Norwegian contrasts morpheme initial /s/ and /ʂ/ before a vowel (/sV-/ - /ʂV/), but not before a consonant (/sC-/ - */ʂC-/). Initial /s/ undergoes retroflexion to /ʂ/ when preceded by a morpheme ending in /-r/. Before a vowel, the contrast between /s/ and /ʂ/ is then lost (/sV-/, /ʂV-/ > /ʂV-/), but no contrast is lost before a consonant (/sC-/ > /ʂC-/). I present data from two experiments showing that Norwegian speakers apply this retroflexion significantly more often before a consonant than before a vowel. The effect is that a contrast is better maintained. Retroflexed /ʂV/-tokens have, however, more lexical neighbors and a higher phonotactic probability than retroflexed /ʂC/-tokens. Experiments in lexical access have shown that items with a high lexical neighborhood and phonotactic probability are more prone to be misidentified. I show that under an exemplar model of speech perception/production, the asymmetry in retroflexion between /sV-/ and /sC-/ is a direct consequence of such misidentifications.

Upcoming schedule:

Dec 4 Michael Tanenhaus (1:30-2:30pm, location TBA)
Dec 7 Maria Giavazzi

Stay up to date! Check out the online schedule, or subscribe via iCal

East Asian Linguistics Seminar - Tues 12/1 - Mamoru Saito

This week, Mamoru Saito will give a double-header guest lecture in the East Asian Linguistics seminar.

Speaker: Mamoru Saito
Tuesday, December 1, 10-1, 66-156
Talk 1: “A Comparative Syntax of Ellipsis in Japanese and Korean”
Talk 2: “Clause Types and the Japanese Right Periphery”
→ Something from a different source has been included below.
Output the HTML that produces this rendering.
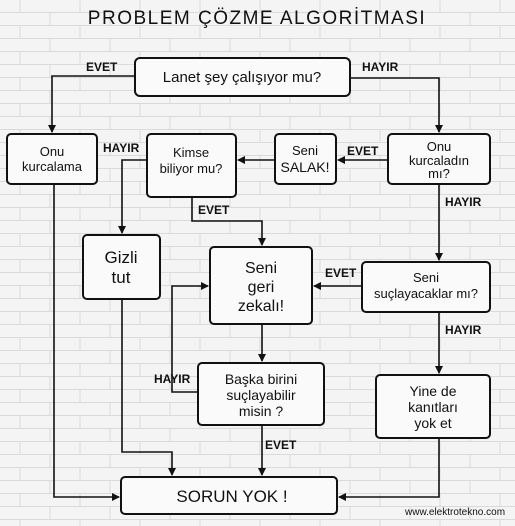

Ling-Lunch 12/3: Coppe van Urk

Please join us for Ling-lunch this week:

Speaker: Coppe van Urk
Time: Thurs 12/3, 12:30-1:45
Place: 32-D461
Title: Movement and Antecedency in Obligatory Control

The two most prominent contemporary theories of control echo early theories in transformational grammar, Equi-NP Deletion (Rosenbaum 1967) and Postal’s (1970) null pronoun Doom. Hornstein (1999) suggests that control is derived through movement. Landau (2000 et seq.), on the other hand, argues for a PRO analysis. Regardless of what conceptual problems are associated with each analysis, there are significant empirical arguments for both approaches. In this talk, I go over some of these and conclude that both strategies are necessary. The empirical observation behind this is that some control complements behave like raising: the thematic positions have to be non-distinct, can share a single Case and the lower copy can be spelled out. Others behave more like non-obligatory control: they allow partial control and the lower position needs to have independent Case. These properties correlate across languages. I show that this account greatly simplifies the theory of control. Many of the special mechanisms that are necessary in Hornstein’s and Landau’s account can be dispensed with. In addition, the empirical coverage derived in this way is superior to that of other theories.

Supernumerary Phonology Circle - Friday 12/4 - Michael Tanenhaus

Michael Tanenhaus, visiting MIT to give a colloquium talk, will talk about speech at a special meeting of the Phonology Circle December 4th, 1:30pm-2:30pm. Please stay tuned for an announcement about the exact location.

Speaker: Michael Tanenhaus (University of Rochester)
Title: Fine-grained phonetic detail in spoken word recognition
Time: Friday 12/4, 1:30-2:30 pm
Location: TBA

Despite considerable evidence to the contrary, it is widely assumed that some classes of speech sounds are perceived categorically in a way that exemplars from other types of non-speech categories are not. Yet, the articulation of many sounds, including consonants, varies systematically with position in a prosodic domain. A system that discarded sub-phonetic detail would thus be ignoring potentially useful information. I’ll review recent data from eye-tracking studies demonstrating that spoken word recognition does, in fact, exploit fine-grained sub-phonetic detail to make probabilistic hypothesis about lexical candidates, including within-category variation for stop consonants—the poster child for categorical perception.

MIT Linguistics Colloquium - 12/04 - Michael Tanenhaus

MIT Linguistics Colloquium 12/04: Michael Tanenhaus (University of Rochester)

Speaker: Michael Tanenhaus (University of Rochester)
Title: Common ground and perspective-taking in language processing
Time: Friday, December 04, 2009, 3:30pm
Place: 32-141

Successful communication would seem to require that speakers and listeners distinguish between their own knowledge, commitments and intentions, and those of their interlocutors. A particularly important distinction is between shared knowledge (common ground) and private knowledge (privileged ground). Keeping track of what is shared and what is privileged would seem, however, to be too computationally expensive and too memory intensive to inform real-time language processing—a position supported by striking experimental evidence that speakers and listeners act egocentrically, showing strong and seemingly inappropriate intrusions from their own privileged ground. I’ll review recent results from my laboratory demonstrating that (a) speaker’s utterances provide evidence about whether they believe information is shared or privileged and (b) listeners are extremely sensitive to this evidence. I’ll suggest an integrative framework that explains discrepancies in the literature.